4. Under those circumstances, the reference is clearly valid. We do not find any illegality to interfere with the order of the High Court.
5. In this view, the decisions in Gopal Das v. Baij Nath & Ors. (AIR 1926 Allahabad 238), Firm Radhakishan Chunnilal v. Firm Ashamal Ishardas (AIR 1926 Lahore 91), Rajendra Prasad v. Pannalal Champalal & Ors. (AIR 1932 Calcutta 343) Mansabdar Khan v. M.T. Allah Devi & Ors. (AIR 1934 Lahore 485), Sohanlal v. Firm Madhoram Banwarilal (AIR 1934 Lahore 485), Sohanlal v. Firm Madhoram Banwarilal (AIR 1952 Punjab 240) and M/s. Alazappa Cotton Mills v.

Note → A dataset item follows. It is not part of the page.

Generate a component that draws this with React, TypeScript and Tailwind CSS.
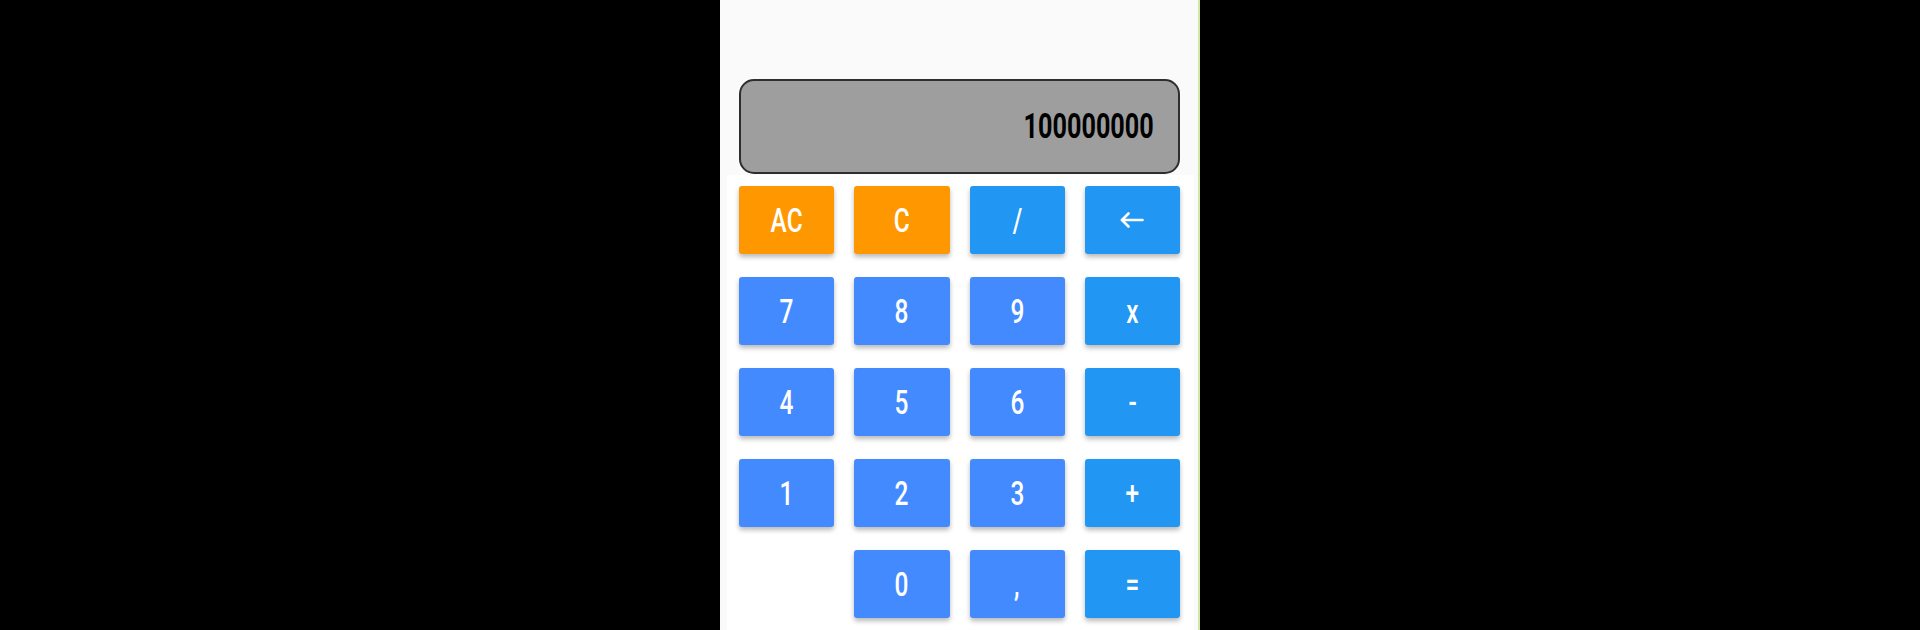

Indo Burma Trading Corporation (AIR 1976 Madras 79) cited by learned counsel are of little assistance to the appellant. In M/s. Alazappa Cotton Mills case the original contract does not contain arbitration clause. In a separate letter with a rubber stamp (facsimile) of the firm one of the partners agreed for reference to arbitration. On those facts it was held that the reference does not bind the other partners. The appeal is accordingly dismissed. Since we do not call upon the respondents to argue, there will be no order as to costs.